The non-commercial futures contracts of WTI Crude Oil futures, traded by large speculators and hedge funds, totaled a net position of 449,366 contracts in the data reported through Tuesday September 8th. This was a weekly drop of -41,549 net contracts from the previous week which had a total of 490,915 net contracts.
The week’s net position was the result of the gross bullish position (longs) falling by -28,235 contracts (to a weekly total of 637,225 contracts) while the gross bearish position (shorts) rose by 13,314 contracts for the week (to a total of 187,859 contracts).
Crude Oil speculators decreased their bullish bets this week for the fifth consecutive week and for the sixth time in the past seven weeks. This week’s decline (-41,549 contracts) marked the largest one-week fall of the past eighteen weeks, dating back to May 5th. Overall, the bullish standing is now below the +500,000 net contract level for a second straight week following a streak of twenty straight weeks above that threshold previously.

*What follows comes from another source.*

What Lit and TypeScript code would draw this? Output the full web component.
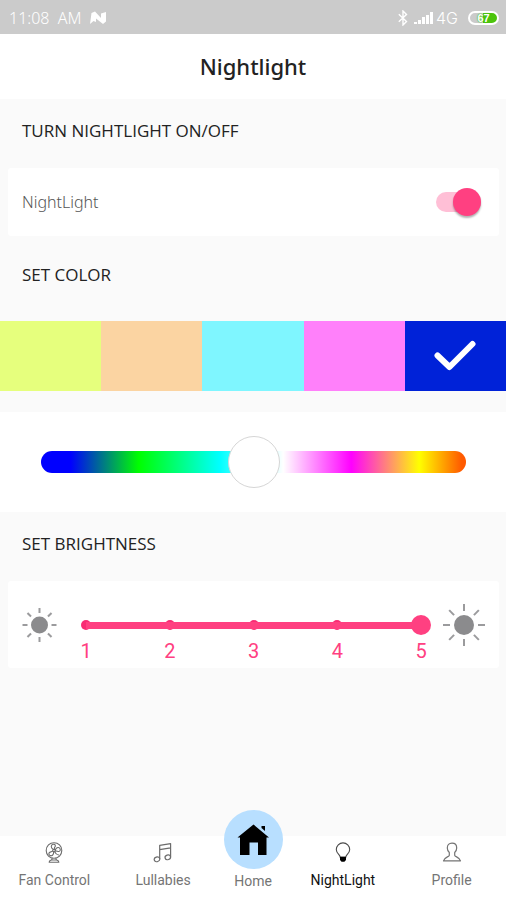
import { LitElement, html, svg, css } from "lit";
import { customElement, state } from "lit/decorators.js";
import { classMap } from "lit/directives/class-map.js";

const ray = (angle: number, inner: number, outer: number) => {
  const a = (angle * Math.PI) / 180;
  return svg`<line x1=${Math.cos(a) * inner} y1=${Math.sin(a) * inner} x2=${Math.cos(a) * outer} y2=${Math.sin(a) * outer}></line>`;
};

const sun = (size: number, core: number, inner: number, outer: number) => html`
  <svg class="sun" width=${size} height="44" viewBox="${-size / 2} -22 ${size} 44" aria-hidden="true">
    <circle r=${core} fill="#8b8b8d"></circle>
    <g stroke="#9b9b9d" stroke-width="2">
      ${[0, 45, 90, 135, 180, 225, 270, 315].map((a) => ray(a, inner, outer))}
    </g>
  </svg>
`;

const icons = {
  fan: svg`
    <g fill="none" stroke="#6c6c6c" stroke-width="1.1" stroke-linejoin="round" stroke-linecap="round">
      <circle cx="10" cy="8.5" r="7.8"></circle>
      <circle cx="10" cy="8.5" r="1.3"></circle>
      <path d="M9.2 7.4C6.4 5.6 6.8 2.6 9.4 2.2c2-.2 2.6 1.8 1.2 3.2L10.3 7.2"></path>
      <path d="M11.2 8c1.2-3 4.2-3.2 5-1 .6 1.9-1 2.9-2.8 2.2L11.3 8.9"></path>
      <path d="M9.6 9.8c.4 3.2-2 4.8-3.9 3.5-1.6-1.2-.8-3 1-3.4l2.1-.8"></path>
      <path d="M10.6 9.8c1 2 2.4 3 4 3.2"></path>
      <path d="M8.2 16.2 7.6 18M11.8 16.2l.6 1.8M5.2 20.3c.2-1.6 1.2-2.3 2.6-2.3h4.4c1.4 0 2.4.7 2.6 2.3z"></path>
    </g>`,
  notes: svg`
    <g fill="none" stroke="#6c6c6c" stroke-width="1.2" stroke-linejoin="round">
      <ellipse cx="4" cy="17.3" rx="2.8" ry="2.3" transform="rotate(-20 4 17.3)"></ellipse>
      <ellipse cx="14.8" cy="15.3" rx="2.8" ry="2.3" transform="rotate(-20 14.8 15.3)"></ellipse>
      <path d="M6.7 17V3.4L17.6 1.6V15M6.7 7.6 17.6 5.8"></path>
    </g>`,
  bulb: svg`
    <path d="M7.2 15.2C7 12.4 3.3 11.6 3.3 7.6a6.7 6.7 0 0 1 13.4 0c0 4-3.7 4.8-3.9 7.6z" fill="none" stroke="#4a4a4a" stroke-width="1.1"></path>
    <path d="M7 14.8h6v3.2l-1.6 1.8H8.6L7 18z" fill="#000"></path>`,
  person: svg`
    <path d="M10 1.2c-3 0-4.7 2-4.7 4.7 0 2 .8 3.4 2 4.6v2.8c-.3 1.5-5 2-5.8 5.500h17c-.8-3.500-5.500-4-5.800-5.500v-2.800c1.200-1.200 2-2.600 2-4.600 0-2.700-1.700-4.700-4.700-4.700z" fill="none" stroke="#747474" stroke-width="1.2" stroke-linejoin="round"></path>`,
};

type Icon = keyof typeof icons;

@customElement("app-root")
export class AppRoot extends LitElement {
  static styles = css`
    :host {
      display: block;
      font-family: "Noto Sans", sans-serif;
      color: #222;
    }
    * {
      box-sizing: border-box;
    }
    input {
      appearance: none;
      -webkit-appearance: none;
      margin: 0;
      background: none;
    }
    svg {
      display: block;
      flex: none;
    }
    .page {
      display: flex;
      flex-direction: column;
      min-height: 100vh;
      background: #fafafa;
    }

    .status {
      display: flex;
      align-items: center;
      height: 34px;
      padding: 2px 7px 0 9px;
      background: #cbcbcb;
      color: #fff;
      font-size: 16px;
      line-height: 20px;
    }
    .clock {
      margin-right: 9px;
      font-weight: 300;
      white-space: pre;
    }
    .spacer {
      flex: 1;
    }
    .signal {
      margin: 0 3px 0 6px;
    }
    .network {
      font-family: Inter, sans-serif;
      font-weight: 300;
      margin-right: 10px;
    }
    .battery {
      width: 31px;
      height: 14px;
      border: 2px solid #fff;
      border-radius: 7px;
      background: linear-gradient(90deg, #cbcbcb 13px, #4cc40c 13px);
      font: 700 11px/10px "Liberation Sans", sans-serif;
      text-align: center;
      text-shadow: 0 0 1px #4cc40c, 0 0 2px #4cc40c;
    }

    .header {
      display: flex;
      align-items: center;
      justify-content: center;
      height: 65px;
      padding-bottom: 2px;
      background: #fff;
    }
    .title {
      margin: 0;
      font-size: 22px;
      line-height: 30px;
      font-weight: 500;
    }
    .heading {
      margin: 0;
      padding: 19px 22px 0;
      font-size: 17px;
      line-height: 25px;
      font-weight: 400;
      font-family: "Open Sans", sans-serif;
    }
    .card {
      margin: 0 7px 0 8px;
      background: #fff;
      border-radius: 3px;
    }

    .toggle {
      display: flex;
      align-items: center;
      justify-content: space-between;
      height: 68px;
      margin-top: 25px;
      margin-bottom: 7px;
      padding: 0 18px 0 14px;
    }
    .toggle-label {
      font-size: 16px;
      line-height: 24px;
      font-weight: 300;
      color: #555;
    }
    .switch {
      position: relative;
      display: flex;
      align-items: center;
      width: 45px;
      height: 28px;
    }
    .switch::before {
      content: "";
      width: 100%;
      height: 20px;
      border-radius: 10px;
      background: #ccc;
    }
    .switch::after {
      content: "";
      position: absolute;
      left: 0;
      top: 0;
      width: 28px;
      height: 28px;
      border-radius: 50%;
      background: #f1f1f1;
      box-shadow: 0 2px 2px rgba(0, 0, 0, 0.3);
    }
    .switch:checked::before {
      background: #ffbfd6;
    }
    .switch:checked::after {
      left: auto;
      right: 0;
      background: #ff4081;
    }

    .swatches {
      display: grid;
      grid-template-columns: repeat(5, 1fr);
      margin: 34px 0 21px;
      padding: 0;
      border: 0;
    }
    .swatch {
      display: grid;
      grid-template-rows: 70px;
      place-items: center;
    }
    .swatch > * {
      grid-area: 1 / 1;
    }
    .swatch-input {
      width: 100%;
      height: 100%;
    }

    .hue-panel {
      display: flex;
      align-items: center;
      height: 100px;
      padding: 0 40px 0 41px;
      background: #fff;
    }
    .hue {
      width: 100%;
      height: 52px;
    }
    .hue::-webkit-slider-runnable-track {
      height: 22px;
      border-radius: 11px;
      background: linear-gradient(
        90deg,
        #00f 7%,
        #0f0 23%,
        #0ff 42%,
        #fff 57%,
        #f0f 73%,
        #ff0 89%,
        #ff5a00 99%
      );
    }
    .hue::-webkit-slider-thumb {
      -webkit-appearance: none;
      width: 52px;
      height: 52px;
      margin-top: -15px;
      border: 1px solid #d6d6d6;
      border-radius: 50%;
      background: #fff;
    }

    .brightness {
      display: flex;
      align-items: flex-start;
      height: 87px;
      margin-top: 25px;
      padding: 22px 14px 0;
    }
    .scale {
      flex: 1;
      margin: 6px 12px 0 19px;
    }
    .ticks {
      display: grid;
    }
    .ticks > * {
      grid-area: 1 / 1;
    }
    .dots,
    .numbers {
      display: flex;
      justify-content: space-between;
      align-items: center;
    }
    .dots {
      padding: 0 5px;
      pointer-events: none;
    }
    .dot {
      width: 10px;
      height: 10px;
      border-radius: 50%;
      background: #f92c74;
    }
    .level {
      width: 100%;
      height: 32px;
    }
    .level::-webkit-slider-runnable-track {
      height: 7px;
      background: linear-gradient(#ff4081, #ff4081) center / calc(100% - 20px) 100% no-repeat;
    }
    .level::-webkit-slider-thumb {
      -webkit-appearance: none;
      width: 20px;
      height: 20px;
      margin-top: -7px;
      border-radius: 50%;
      background: #ff4081;
    }
    .number {
      width: 20px;
      text-align: center;
      font-family: Roboto, sans-serif;
      font-size: 20px;
      line-height: 20px;
      color: #ff4081;
    }

    .nav {
      display: grid;
      grid-template-columns: 1fr 1fr 71px 1fr 1fr;
      height: 64px;
      margin-top: auto;
      background: #fff;
      font-family: Roboto, sans-serif;
      font-size: 14px;
      line-height: 20px;
    }
    .tab {
      display: flex;
      flex-direction: column;
      align-items: center;
      gap: 6px;
      padding-top: 6px;
      color: #757575;
      text-decoration: none;
    }
    .tab.active {
      color: #111;
    }
    .home {
      gap: 2px;
      padding-top: 0;
      margin-top: -26px;
    }
    .home-disc {
      display: grid;
      place-items: center;
      width: 59px;
      height: 59px;
      border-radius: 50%;
      background: #b8dfff;
    }
  `;

  @state() private on = true;
  @state() private selected = 4;
  @state() private active = "NightLight";

  private colors = [
    { name: "Lime", value: "#e6ff7d" },
    { name: "Peach", value: "#fbd4a2" },
    { name: "Aqua", value: "#7ff6ff" },
    { name: "Pink", value: "#ff80fa" },
    { name: "Blue", value: "#0022d8" },
  ];

  private tab(label: string, icon: Icon) {
    return html`<a
      href="#"
      class=${classMap({ tab: true, active: this.active === label })}
      @click=${() => (this.active = label)}
    >
      <svg width="20" height="22" viewBox="0 0 20 22" aria-hidden="true">${icons[icon]}</svg>
      <span>${label}</span>
    </a>`;
  }

  render() {
    return html`
      <div class="page">
        <div class="status">
          <span class="clock">11:08  AM</span>
          <svg width="17" height="14" viewBox="0 0 17 14" aria-hidden="true">
            <path d="M0 13 1.500 2 5 .5 11 7V2.500L16 1v9.500L13 13 6 7.500V11l-2.500-1z" fill="#fff"></path>
          </svg>
          <span class="spacer"></span>
          <svg width="10" height="16" viewBox="0 0 10 16" aria-hidden="true">
            <path d="M.8 4.300 8.500 11.500 5 15V1l3.500 3.500L.8 11.700" fill="none" stroke="#fff" stroke-width="1.400"></path>
          </svg>
          <svg class="signal" width="19" height="14" viewBox="0 0 19 14" aria-hidden="true">
            <path d="M0 11h3v2H0zM4 9h3v4H4zM8 6h3v7H8zM12 4h3v9h-3zM16 1h3v12h-3z" fill="#fff"></path>
          </svg>
          <span class="network">4G</span>
          <span class="battery">67</span>
        </div>

        <header class="header"><h1 class="title">Nightlight</h1></header>

        <h2 class="heading">TURN NIGHTLIGHT ON/OFF</h2>
        <div class="card toggle">
          <label class="toggle-label" for="power">NightLight</label>
          <input
            class="switch"
            id="power"
            type="checkbox"
            role="switch"
            .checked=${this.on}
            @change=${(e: Event) => (this.on = (e.target as HTMLInputElement).checked)}
          />
        </div>

        <h2 class="heading">SET COLOR</h2>
        <fieldset class="swatches" aria-label="Preset colors">
          ${this.colors.map(
            (c, i) => html`<label class="swatch" style="background:${c.value}">
              <input
                class="swatch-input"
                type="radio"
                name="color"
                aria-label=${c.name}
                .checked=${this.selected === i}
                @change=${() => (this.selected = i)}
              />
              ${this.selected === i
                ? html`<svg width="42" height="32" viewBox="0 0 42 32" aria-hidden="true">
                    <path d="M3.500 15.500 15.500 27 38.500 4" fill="none" stroke="#fff" stroke-width="6" stroke-linecap="round" stroke-linejoin="round"></path>
                  </svg>`
                : ""}
            </label>`
          )}
        </fieldset>
        <div class="hue-panel">
          <input class="hue" type="range" min="0" max="100" value="50" aria-label="Hue" />
        </div>

        <h2 class="heading">SET BRIGHTNESS</h2>
        <div class="card brightness">
          ${sun(35, 8.5, 12, 17)}
          <div class="scale">
            <div class="ticks">
              <div class="dots">${[1, 2, 3, 4, 5].map(() => html`<span class="dot"></span>`)}</div>
              <input class="level" type="range" min="1" max="5" value="5" aria-label="Brightness" />
            </div>
            <div class="numbers">
              ${[1, 2, 3, 4, 5].map((n) => html`<span class="number">${n}</span>`)}
            </div>
          </div>
          ${sun(42, 10, 14, 21)}
        </div>

        <nav class="nav">
          ${this.tab("Fan Control", "fan")} ${this.tab("Lullabies", "notes")}
          <a class="tab home" href="#" @click=${() => (this.active = "Home")}>
            <span class="home-disc">
              <svg width="33" height="33" viewBox="0 0 33 33" aria-hidden="true">
                <path d="M16.500 1.500 32 14.500h-2.500V32H21V19.500h-8.500V32H3V14.500H.5z" fill="#000"></path>
                <path d="M24.500 3h3.500v5l-3.500-3z" fill="#000"></path>
              </svg>
            </span>
            <span>Home</span>
          </a>
          ${this.tab("NightLight", "bulb")} ${this.tab("Profile", "person")}
        </nav>
      </div>
    `;
  }
}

WTI Crude Oil Commercial Positions:
The commercial traders position, hedgers or traders engaged in buying and selling for business purposes, totaled a net position of -480,182 contracts on the week. This was a weekly uptick of 47,054 contracts from the total net of -527,236 contracts reported the previous week.
WTI Crude Oil Futures:
Over the same weekly reporting time-frame, from Tuesday to Tuesday, the WTI Crude Oil Futures (Front Month) closed at approximately $36.76 which was a fall of $-6.00 from the previous close of $42.76, according to unofficial market data.
*COT Report: The COT data, released weekly to the public each Friday, is updated through the most recent Tuesday (data is 3 days old) and shows a quick view of how large speculators or non-commercials (for-profit traders) as well as the commercial traders (hedgers & traders for business purposes) were positioned in the futures markets.
The CFTC categorizes trader positions according to commercial hedgers (traders who use futures contracts for hedging as part of the business), non-commercials (large traders who speculate to realize trading profits) and nonreportable traders (usually small traders/speculators).